Nice to see some abstract mathematics getting awareness to a large audience!
This reminds me of one of my favorite observations on the challenge of learning mathematics.
'Most intellectual disciplines require a high degree of abstraction to master; mathematics requires a high degree of abstraction to understand at all.'
Thank you for sharing this.
I am watching this right now amazing stuff
Popular Science channel Veritasium explains some of the history of metamathematics, set theory, uncomputability, and Gödel's incompleteness theorems (including a very nice explanation of how the first theorem is set up). I find it notable that it's both engaging and accurate. It's not perfect, but still very good in my opinion!
I think he said airline ticketing systems are undecidable, but isn’t that just an NP-complete problem?
Although it definitely felt like one of the better videos on the topics, I still feel it is just a tricky subject that more often introduces confusion, or misunderstanding to layman.
The one thing thay often gets neglected, is what is meant with 'truth'? The issue being, that without addressing it, it is not even clear how something is true, but unprovable; what that even means. Like, one has to fill in how one actually shows something is true, other then by proof (which is not the case, it just opens up the door to that misconception), and hence claiming it 'true, but unprovable' feels like it can do more hurt than good.
If anything, it should have including something about inteprereting a syntactic statement into the model of natural numbers or something. To indicate, that such interpretations define when the statement to be 'true'. And that the symbolic jungling (that the video does address somewhat accuratly), is the 'provability' side of the equation.
It keeps leaving the concept of 'incompletness' as alien, even though it is not uncommon (take the abelian property in the theory of groups). I would love a video to include such a concept applied to a different theory, making it clearer what it inherently means.

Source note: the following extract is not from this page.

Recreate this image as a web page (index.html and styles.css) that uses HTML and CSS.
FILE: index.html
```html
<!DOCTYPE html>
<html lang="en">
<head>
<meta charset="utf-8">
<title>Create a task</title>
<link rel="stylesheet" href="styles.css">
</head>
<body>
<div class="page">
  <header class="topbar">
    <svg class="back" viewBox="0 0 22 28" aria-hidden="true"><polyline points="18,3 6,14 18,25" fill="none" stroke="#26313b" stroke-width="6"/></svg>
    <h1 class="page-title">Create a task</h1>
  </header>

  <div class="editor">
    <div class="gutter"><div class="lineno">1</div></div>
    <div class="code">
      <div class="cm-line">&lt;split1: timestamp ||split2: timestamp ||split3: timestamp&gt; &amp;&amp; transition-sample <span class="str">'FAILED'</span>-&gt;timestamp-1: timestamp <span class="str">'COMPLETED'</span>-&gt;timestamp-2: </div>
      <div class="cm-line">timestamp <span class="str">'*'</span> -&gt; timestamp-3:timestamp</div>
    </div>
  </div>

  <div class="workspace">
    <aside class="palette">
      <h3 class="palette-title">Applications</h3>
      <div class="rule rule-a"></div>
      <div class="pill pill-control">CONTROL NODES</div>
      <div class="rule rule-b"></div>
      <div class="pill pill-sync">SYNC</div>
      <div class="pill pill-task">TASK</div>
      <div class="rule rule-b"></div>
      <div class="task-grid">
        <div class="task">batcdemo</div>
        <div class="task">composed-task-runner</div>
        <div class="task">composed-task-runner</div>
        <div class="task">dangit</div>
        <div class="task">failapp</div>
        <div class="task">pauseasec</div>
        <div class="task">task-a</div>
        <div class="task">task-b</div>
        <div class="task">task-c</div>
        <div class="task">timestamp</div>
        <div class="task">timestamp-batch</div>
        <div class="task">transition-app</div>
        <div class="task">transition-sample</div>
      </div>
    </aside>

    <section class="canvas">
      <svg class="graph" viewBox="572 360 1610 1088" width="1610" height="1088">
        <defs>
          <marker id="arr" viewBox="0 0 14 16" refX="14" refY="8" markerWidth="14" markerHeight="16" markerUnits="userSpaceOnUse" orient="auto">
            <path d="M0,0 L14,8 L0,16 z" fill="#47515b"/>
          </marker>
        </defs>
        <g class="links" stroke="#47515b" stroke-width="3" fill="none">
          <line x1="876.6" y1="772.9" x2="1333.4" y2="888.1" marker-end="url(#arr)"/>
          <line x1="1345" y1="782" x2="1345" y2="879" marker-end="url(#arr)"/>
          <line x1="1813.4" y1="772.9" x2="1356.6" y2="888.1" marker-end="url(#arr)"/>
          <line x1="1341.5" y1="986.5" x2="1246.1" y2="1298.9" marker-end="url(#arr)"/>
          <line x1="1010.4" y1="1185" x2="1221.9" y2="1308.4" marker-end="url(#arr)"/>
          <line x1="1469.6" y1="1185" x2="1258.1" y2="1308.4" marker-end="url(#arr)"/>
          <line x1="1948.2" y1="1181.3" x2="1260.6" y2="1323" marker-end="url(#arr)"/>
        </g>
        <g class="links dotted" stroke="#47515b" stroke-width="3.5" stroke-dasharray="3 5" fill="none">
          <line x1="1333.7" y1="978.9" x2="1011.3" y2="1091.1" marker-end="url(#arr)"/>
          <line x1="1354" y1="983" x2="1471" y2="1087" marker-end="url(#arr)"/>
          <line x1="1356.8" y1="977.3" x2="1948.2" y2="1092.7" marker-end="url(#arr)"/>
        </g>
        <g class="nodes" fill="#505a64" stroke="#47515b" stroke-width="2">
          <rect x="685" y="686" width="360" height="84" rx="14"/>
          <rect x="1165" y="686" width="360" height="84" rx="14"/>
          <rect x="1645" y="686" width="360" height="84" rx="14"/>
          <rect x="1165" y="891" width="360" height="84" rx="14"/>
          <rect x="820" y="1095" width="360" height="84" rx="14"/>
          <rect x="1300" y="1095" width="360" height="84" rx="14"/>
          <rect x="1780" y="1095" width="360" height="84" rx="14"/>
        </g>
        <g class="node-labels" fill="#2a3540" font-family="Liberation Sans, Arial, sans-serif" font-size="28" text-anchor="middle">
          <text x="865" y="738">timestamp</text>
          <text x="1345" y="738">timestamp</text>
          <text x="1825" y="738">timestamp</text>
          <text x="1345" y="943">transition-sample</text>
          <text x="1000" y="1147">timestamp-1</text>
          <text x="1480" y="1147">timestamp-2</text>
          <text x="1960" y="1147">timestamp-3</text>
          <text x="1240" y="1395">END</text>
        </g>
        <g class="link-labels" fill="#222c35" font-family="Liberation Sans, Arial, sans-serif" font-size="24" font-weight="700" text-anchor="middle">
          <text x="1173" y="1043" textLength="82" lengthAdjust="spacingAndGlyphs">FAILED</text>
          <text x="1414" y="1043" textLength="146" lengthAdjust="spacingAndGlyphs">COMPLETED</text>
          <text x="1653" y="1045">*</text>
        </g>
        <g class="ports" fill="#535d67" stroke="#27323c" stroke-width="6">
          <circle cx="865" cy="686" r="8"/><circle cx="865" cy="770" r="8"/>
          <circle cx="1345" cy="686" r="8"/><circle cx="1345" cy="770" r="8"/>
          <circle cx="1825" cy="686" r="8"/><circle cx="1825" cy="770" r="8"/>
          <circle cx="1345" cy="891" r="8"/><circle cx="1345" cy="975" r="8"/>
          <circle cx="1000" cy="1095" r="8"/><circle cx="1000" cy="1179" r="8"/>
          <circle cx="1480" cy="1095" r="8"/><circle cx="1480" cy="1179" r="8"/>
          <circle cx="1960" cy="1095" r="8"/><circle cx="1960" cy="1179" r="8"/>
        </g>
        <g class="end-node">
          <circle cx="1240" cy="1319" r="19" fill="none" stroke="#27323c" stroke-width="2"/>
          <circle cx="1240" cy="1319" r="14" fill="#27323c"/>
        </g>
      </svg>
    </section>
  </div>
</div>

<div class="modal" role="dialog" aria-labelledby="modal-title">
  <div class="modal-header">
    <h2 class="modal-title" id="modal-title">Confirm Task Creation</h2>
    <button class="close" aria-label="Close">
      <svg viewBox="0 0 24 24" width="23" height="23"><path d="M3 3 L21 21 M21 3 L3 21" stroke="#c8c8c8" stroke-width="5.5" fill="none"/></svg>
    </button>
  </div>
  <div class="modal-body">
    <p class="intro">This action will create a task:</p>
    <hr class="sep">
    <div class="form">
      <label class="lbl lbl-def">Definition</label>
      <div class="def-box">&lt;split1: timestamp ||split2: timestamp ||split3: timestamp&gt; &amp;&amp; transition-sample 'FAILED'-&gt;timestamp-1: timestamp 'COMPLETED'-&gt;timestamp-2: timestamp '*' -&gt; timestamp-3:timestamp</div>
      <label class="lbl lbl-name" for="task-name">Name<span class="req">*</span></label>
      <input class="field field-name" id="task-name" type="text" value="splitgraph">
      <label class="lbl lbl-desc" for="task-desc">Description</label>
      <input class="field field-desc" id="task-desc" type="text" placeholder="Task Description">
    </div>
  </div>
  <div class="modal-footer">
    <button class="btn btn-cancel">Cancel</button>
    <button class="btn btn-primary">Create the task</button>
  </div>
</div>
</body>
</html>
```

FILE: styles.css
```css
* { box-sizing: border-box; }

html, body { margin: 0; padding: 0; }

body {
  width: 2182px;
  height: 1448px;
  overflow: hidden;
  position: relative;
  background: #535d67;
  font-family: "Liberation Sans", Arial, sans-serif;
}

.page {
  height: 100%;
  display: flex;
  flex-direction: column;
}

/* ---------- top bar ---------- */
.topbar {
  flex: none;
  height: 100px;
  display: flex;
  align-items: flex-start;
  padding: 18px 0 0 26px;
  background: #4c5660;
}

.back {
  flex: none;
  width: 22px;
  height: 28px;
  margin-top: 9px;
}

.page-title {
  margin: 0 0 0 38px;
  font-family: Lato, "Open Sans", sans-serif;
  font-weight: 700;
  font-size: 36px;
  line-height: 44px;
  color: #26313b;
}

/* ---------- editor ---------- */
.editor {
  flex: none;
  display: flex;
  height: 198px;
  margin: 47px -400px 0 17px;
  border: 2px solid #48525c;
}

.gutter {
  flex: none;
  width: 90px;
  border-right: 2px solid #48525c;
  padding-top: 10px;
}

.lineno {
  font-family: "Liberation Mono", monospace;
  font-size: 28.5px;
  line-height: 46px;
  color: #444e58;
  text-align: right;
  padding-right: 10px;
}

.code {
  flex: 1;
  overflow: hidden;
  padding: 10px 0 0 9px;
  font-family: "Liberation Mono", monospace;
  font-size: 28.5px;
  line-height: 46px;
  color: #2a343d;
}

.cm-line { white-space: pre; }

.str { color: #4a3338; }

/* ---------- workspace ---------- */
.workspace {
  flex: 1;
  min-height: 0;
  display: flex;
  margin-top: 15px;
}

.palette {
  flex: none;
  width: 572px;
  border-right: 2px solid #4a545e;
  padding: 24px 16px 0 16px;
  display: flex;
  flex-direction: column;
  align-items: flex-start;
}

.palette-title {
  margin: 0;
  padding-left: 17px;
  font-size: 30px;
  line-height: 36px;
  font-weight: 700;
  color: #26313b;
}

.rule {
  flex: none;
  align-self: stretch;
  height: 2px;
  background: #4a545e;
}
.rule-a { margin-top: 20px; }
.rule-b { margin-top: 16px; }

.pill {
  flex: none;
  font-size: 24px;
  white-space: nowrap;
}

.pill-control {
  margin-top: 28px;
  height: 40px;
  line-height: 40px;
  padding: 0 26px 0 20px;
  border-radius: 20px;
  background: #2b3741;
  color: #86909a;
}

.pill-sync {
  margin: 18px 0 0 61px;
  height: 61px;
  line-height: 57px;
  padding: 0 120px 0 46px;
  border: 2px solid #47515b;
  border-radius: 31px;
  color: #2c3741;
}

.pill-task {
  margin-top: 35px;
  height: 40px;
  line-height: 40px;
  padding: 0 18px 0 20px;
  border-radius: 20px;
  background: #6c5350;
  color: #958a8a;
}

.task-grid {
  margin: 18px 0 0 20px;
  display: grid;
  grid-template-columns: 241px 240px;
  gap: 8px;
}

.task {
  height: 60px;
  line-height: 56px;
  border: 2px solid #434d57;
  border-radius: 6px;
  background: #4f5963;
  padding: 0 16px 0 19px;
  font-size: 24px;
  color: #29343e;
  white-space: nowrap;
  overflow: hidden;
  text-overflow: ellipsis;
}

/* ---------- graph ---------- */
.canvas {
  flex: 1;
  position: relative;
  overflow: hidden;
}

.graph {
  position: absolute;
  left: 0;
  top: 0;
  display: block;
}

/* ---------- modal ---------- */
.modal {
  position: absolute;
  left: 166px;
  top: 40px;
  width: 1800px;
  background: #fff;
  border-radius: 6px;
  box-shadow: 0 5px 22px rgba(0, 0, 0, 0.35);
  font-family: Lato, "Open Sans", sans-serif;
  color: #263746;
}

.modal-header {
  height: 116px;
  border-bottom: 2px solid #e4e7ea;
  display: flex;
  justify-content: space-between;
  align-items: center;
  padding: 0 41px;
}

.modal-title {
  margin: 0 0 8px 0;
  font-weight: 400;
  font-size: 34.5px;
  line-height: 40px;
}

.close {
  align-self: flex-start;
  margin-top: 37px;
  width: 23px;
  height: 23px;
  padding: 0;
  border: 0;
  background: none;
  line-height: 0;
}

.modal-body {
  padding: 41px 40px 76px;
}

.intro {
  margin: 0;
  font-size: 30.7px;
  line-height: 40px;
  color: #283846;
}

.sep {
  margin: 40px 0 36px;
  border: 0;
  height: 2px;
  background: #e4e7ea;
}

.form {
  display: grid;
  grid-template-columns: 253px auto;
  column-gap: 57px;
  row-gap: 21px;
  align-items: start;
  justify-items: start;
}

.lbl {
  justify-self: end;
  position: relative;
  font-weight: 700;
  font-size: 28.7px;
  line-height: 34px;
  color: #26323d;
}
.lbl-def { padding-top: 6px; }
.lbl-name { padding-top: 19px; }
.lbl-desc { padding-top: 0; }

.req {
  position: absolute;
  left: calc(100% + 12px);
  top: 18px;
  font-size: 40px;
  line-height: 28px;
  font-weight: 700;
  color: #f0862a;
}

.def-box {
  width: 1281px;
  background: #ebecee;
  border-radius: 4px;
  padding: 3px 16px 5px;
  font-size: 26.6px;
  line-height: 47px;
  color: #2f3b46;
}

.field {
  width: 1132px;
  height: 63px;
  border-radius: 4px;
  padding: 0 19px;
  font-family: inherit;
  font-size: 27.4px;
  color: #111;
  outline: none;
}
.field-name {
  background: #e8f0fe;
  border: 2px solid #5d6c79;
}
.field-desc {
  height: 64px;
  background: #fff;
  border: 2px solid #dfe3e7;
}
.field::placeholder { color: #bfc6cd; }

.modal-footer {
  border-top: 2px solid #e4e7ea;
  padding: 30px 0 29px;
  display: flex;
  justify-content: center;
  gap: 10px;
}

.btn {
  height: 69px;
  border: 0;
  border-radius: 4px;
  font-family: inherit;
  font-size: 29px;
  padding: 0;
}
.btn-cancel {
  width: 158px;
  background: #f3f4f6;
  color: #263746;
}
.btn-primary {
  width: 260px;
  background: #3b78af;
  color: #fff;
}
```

Again, the video was better than most. I just hope it sparked interest from outsider to investigate what really is going on, instead of viewers filling in the gaps themselves and ending up more confused/misguided and end up in r/badmathematics with random blogpost later down the line.
Unusually good video.
I don't understand why Godel's theorem means "there are things we will never know for sure". It says within the confines of any reasonable axiomatic system there will be true statements that cannot be proven. But that statement could always be proven in a different axiomatic system! Trivially, you could just add it as an axiom, of course -- but more interestingly there might be "intuitively evident" axiomatic systems which prove the statement you care about (e.g. the twin prime conjecture). So in my opinion if you want to say that we'll never know whether the twin prime conjecture is true, you have to not only prove it's independent of ZFC, but that it's independent of any "reasonably intuitively evident" axiomatic system anybody could ever cook up -- of course such a thing is not rigorously defined, but limiting yourself to one axiomatic system is highly undesirable (for one thing, you'll never know whether it is consistent and sound; also, what's so special about ZFC? it's just one axiomatic system some dudes thought of like 100 years ago).